MUSIC REVIEW : Camerata’s a Bit Frustrating but Never Boring
IRVINE — Music Director Ami Porat led the Mozart Camerata in performances bursting with well-conveyed, decisive conceptions Saturday night at the Irvine Barclay Theatre. In the hands of his able group, these ideas sometimes took crystalline shape, and other times remained rough-hued.
At its best, as in Mendelssohn’s “Hebrides” Overture, the orchestra achieved an urgent poeticism. There was little of the potential foreboding here, yet much power and even poignancy, particularly in the lower strings’ luxurious melody. Clarinetists Caroline Tobin and Helen Good lent thoughtful somberness to their solos.

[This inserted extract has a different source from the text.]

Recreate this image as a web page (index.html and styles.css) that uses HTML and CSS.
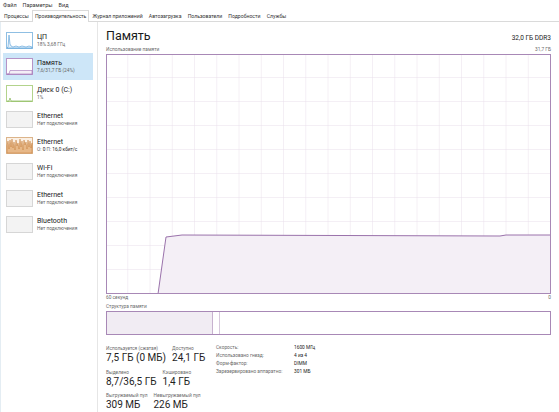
FILE: index.html
```html
<!DOCTYPE html>
<html lang="ru">
<head>
<meta charset="utf-8">
<title>Диспетчер задач</title>
<link rel="stylesheet" href="styles.css">
</head>
<body>
<div class="app">
  <div class="menubar"><span>Файл</span><span>Параметры</span><span>Вид</span></div>
  <div class="tabs">
    <span class="tab">Процессы</span>
    <span class="tab active">Производительность</span>
    <span class="tab">Журнал приложений</span>
    <span class="tab">Автозагрузка</span>
    <span class="tab">Пользователи</span>
    <span class="tab">Подробности</span>
    <span class="tab">Службы</span>
  </div>
  <div class="main">
    <aside class="sidebar">
      <div class="item">
        <svg class="thumb" viewBox="0 0 27 17"><rect x="0.5" y="0.5" width="26" height="16" fill="#fff" stroke="#8fbfe3"/><polygon points="1,16 2,15 3,3 4,12 5,14 7,15 10,14 13,15 16,14 20,15 23,14 26,15 26,16" fill="#e3f0fa" stroke="#4f9bd6" stroke-width="0.6"/></svg>
        <div class="txt"><div class="name">ЦП</div><div class="sub">18% 3,68 ГГц</div></div>
      </div>
      <div class="item sel">
        <svg class="thumb" viewBox="0 0 27 17"><rect x="0.5" y="0.5" width="26" height="16" fill="#fff" stroke="#b593c6"/><polygon points="1,16 3,16 4,12.5 26,12.5 26,16" fill="#f4eef6" stroke="#a06fb5" stroke-width="0.6"/></svg>
        <div class="txt"><div class="name">Память</div><div class="sub">7,6/31,7 ГБ (24%)</div></div>
      </div>
      <div class="item">
        <svg class="thumb" viewBox="0 0 27 17"><rect x="0.5" y="0.5" width="26" height="16" fill="#fff" stroke="#b3d38c"/><polyline points="1,16 3,16 4,13 5,16 26,16" fill="none" stroke="#6ea83a" stroke-width="0.6"/></svg>
        <div class="txt"><div class="name">Диск 0 (C:)</div><div class="sub">1%</div></div>
      </div>
      <div class="item">
        <svg class="thumb" viewBox="0 0 27 17"><rect x="0.5" y="0.5" width="26" height="16" fill="#f3f3f3" stroke="#d6d6d6"/></svg>
        <div class="txt"><div class="name">Ethernet</div><div class="sub">Нет подключения</div></div>
      </div>
      <div class="item">
        <svg class="thumb" viewBox="0 0 27 17"><rect x="0.5" y="0.5" width="26" height="16" fill="#fbf0e4" stroke="#dcb48a"/><polygon points="1,16 1,9 2,4 3,12 4,3 5,10 6,2 7,11 8,5 9,13 10,3 11,9 12,6 13,12 14,2 15,10 16,4 17,13 18,3 19,8 20,5 21,12 22,3 23,10 24,4 25,11 26,6 26,16" fill="#e7b888" stroke="#c47a35" stroke-width="0.5"/></svg>
        <div class="txt"><div class="name">Ethernet</div><div class="sub">О: <b>0</b> П: <b>16,0 кбит/с</b></div></div>
      </div>
      <div class="item">
        <svg class="thumb" viewBox="0 0 27 17"><rect x="0.5" y="0.5" width="26" height="16" fill="#f3f3f3" stroke="#d6d6d6"/></svg>
        <div class="txt"><div class="name">Wi-Fi</div><div class="sub">Нет подключения</div></div>
      </div>
      <div class="item">
        <svg class="thumb" viewBox="0 0 27 17"><rect x="0.5" y="0.5" width="26" height="16" fill="#f3f3f3" stroke="#d6d6d6"/></svg>
        <div class="txt"><div class="name">Ethernet</div><div class="sub">Нет подключения</div></div>
      </div>
      <div class="item">
        <svg class="thumb" viewBox="0 0 27 17"><rect x="0.5" y="0.5" width="26" height="16" fill="#f3f3f3" stroke="#d6d6d6"/></svg>
        <div class="txt"><div class="name">Bluetooth</div><div class="sub">Нет подключения</div></div>
      </div>
    </aside>
    <section class="detail">
      <div class="head"><h1 class="title">Память</h1><span class="model">32,0 ГБ DDR3</span></div>
      <div class="cap"><span>Использование памяти</span><span>31,7 ГБ</span></div>
      <svg class="graph" width="445" height="240" viewBox="0 0 445 240">
        <defs>
          <pattern id="grid" width="22.25" height="24" patternUnits="userSpaceOnUse">
            <path d="M22.25 0V24M0 24H22.25" fill="none" stroke="#e9e0ec" stroke-width="1"/>
          </pattern>
        </defs>
        <rect x="0" y="0" width="445" height="240" fill="url(#grid)"/>
        <polygon points="0,240 52,240 60,183 76,181 394,182 400,181 445,181 445,240" fill="#f4eff6" stroke="#9a72ab" stroke-width="1"/>
        <rect x="0.5" y="0.5" width="444" height="239" fill="none" stroke="#a888b6"/>
      </svg>
      <div class="axis"><span>60 секунд</span><span>0</span></div>
      <div class="struct-label">Структура памяти</div>
      <div class="compbar"><div class="seg inuse"></div><div class="seg mod"></div><div class="seg rest"></div></div>
      <div class="stats">
        <div class="stats-left">
          <div class="row">
            <div class="stat"><div class="lab">Используется (сжатая)</div><div class="val">7,5 ГБ (0 МБ)</div></div>
            <div class="stat"><div class="lab">Доступно</div><div class="val">24,1 ГБ</div></div>
          </div>
          <div class="row">
            <div class="stat"><div class="lab">Выделено</div><div class="val">8,7/36,5 ГБ</div></div>
            <div class="stat"><div class="lab">Кэшировано</div><div class="val">1,4 ГБ</div></div>
          </div>
          <div class="row">
            <div class="stat"><div class="lab">Выгружаемый пул</div><div class="val">309 МБ</div></div>
            <div class="stat"><div class="lab">Невыгружаемый пул</div><div class="val">226 МБ</div></div>
          </div>
        </div>
        <dl class="stats-right">
          <dt>Скорость:</dt><dd>1600 МГц</dd>
          <dt>Использовано гнезд:</dt><dd>4 из 4</dd>
          <dt>Форм-фактор:</dt><dd>DIMM</dd>
          <dt>Зарезервировано аппаратно:</dt><dd>301 МБ</dd>
        </dl>
      </div>
    </section>
  </div>
</div>
</body>
</html>
```

FILE: styles.css
```css
* { box-sizing: border-box; margin: 0; padding: 0; }
html, body { background: #fff; }
body {
  width: 559px;
  height: 412px;
  overflow: hidden;
  font-family: Roboto, "Noto Sans", sans-serif;
  color: #1e1e1e;
}
.app { width: 559px; height: 412px; display: flex; flex-direction: column; }

.menubar {
  height: 10px;
  display: flex;
  gap: 6px;
  padding-left: 3px;
  font-size: 5.5px;
  line-height: 10px;
  color: #333;
}

.tabs {
  height: 12px;
  display: flex;
  align-items: flex-end;
  padding-left: 1px;
  border-bottom: 1px solid #dadada;
  font-size: 5.15px;
  color: #333;
}
.tab {
  height: 11px;
  line-height: 10px;
  padding: 0 2.1px;
  border: 1px solid transparent;
  border-bottom: none;
}
.tab.active {
  background: #fff;
  border-color: #dadada;
  height: 12px;
  margin-bottom: -1px;
}

.main { flex: 1; display: flex; min-height: 0; }

.sidebar {
  width: 98px;
  flex: none;
  border-left: 1px solid #e4edf3;
  border-right: 1px solid #e6e6e6;
  padding-top: 5px;
}
.item {
  display: flex;
  gap: 4px;
  height: 26.3px;
  width: 90px;
  margin-left: 2px;
  padding: 5px 0 0 3px;
}
.item.sel { background: #cde6f8; }
.thumb { width: 27px; height: 17px; flex: none; display: block; }
.txt { padding-top: 1px; }
.name { font-size: 7px; line-height: 8px; color: #222; }
.sub { font-size: 4.8px; line-height: 7px; color: #666; white-space: nowrap; }
.sub b { font-weight: 400; color: #222; }

.detail { flex: 1; padding: 4px 8px 0 8px; display: flex; flex-direction: column; }
.head {
  height: 20px;
  flex: none;
  display: flex;
  justify-content: space-between;
  align-items: baseline;
}
.title { font-size: 12.5px; line-height: 20px; font-weight: 400; color: #1a1a1a; }
.model { font-size: 6.5px; color: #222; }
.cap {
  height: 8px;
  flex: none;
  display: flex;
  justify-content: space-between;
  font-size: 4.8px;
  line-height: 7px;
  color: #6a6a6a;
}
.graph { display: block; width: 445px; height: 240px; flex: none; }
.axis {
  height: 10px;
  flex: none;
  display: flex;
  justify-content: space-between;
  font-size: 4.8px;
  line-height: 8px;
  color: #6a6a6a;
}
.struct-label { height: 7px; flex: none; font-size: 4.8px; line-height: 6px; color: #6a6a6a; }
.compbar {
  height: 24px;
  border: 1px solid #a888b6;
  display: flex;
  flex: none;
}
.seg { height: 100%; }
.inuse { width: 106px; background: #f1ecf3; border-right: 1px solid #c7b2cf; }
.mod { width: 7px; border-right: 1px solid #d7c9dc; }
.rest { flex: 1; }

.stats { display: flex; margin-top: 11px; }
.stats-left { width: 110px; flex: none; }
.row { display: flex; gap: 6px; height: 23.5px; }
.lab { font-size: 4.8px; line-height: 6px; color: #6a6a6a; white-space: nowrap; }
.val { font-size: 10px; line-height: 12px; color: #1e1e1e; white-space: nowrap; }
.stats-right {
  display: grid;
  grid-template-columns: 78px auto;
  grid-auto-rows: 8px;
  font-size: 4.8px;
  line-height: 8px;
  margin-top: -2px;
}
.stats-right dt { color: #6a6a6a; }
.stats-right dd { color: #222; }
```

The reading of the closing movement of Mozart’s “Paris” Symphony--for which Porat demanded a very fast Allegro--also showed the Camerata at its best, capable of crisp articulation and apt voicing, while maintaining an aura of good-natured excitement.
While this season’s opening concert never bored, it did sometimes frustrate. Much of the dramatic punch of the Allegro assai in the symphony, dissipated in a patina of legato, when greater definition and judicious use of accent was warranted. Moreover, further attention to balance would have created more involving dialogue between string sections.
Porat featured Yuli Turovsky during half of the program. The cellist--a former member of the Borodin Trio and founder of I Musici de Montreal--brought intensity and point to his work, despite occasional technical slips. As protagonist in Gaspar Cassado’s arrangement of Mozart’s Third Horn Concerto, K. 447 (here edited by Porat), Turovsky brought impressive virtuosity and ardor.
Even these qualities, however, could not keep this listener from yearning for the timbral colors--which, on French horn, differ so markedly according to register--and contrasts that Mozart exploits in the original version.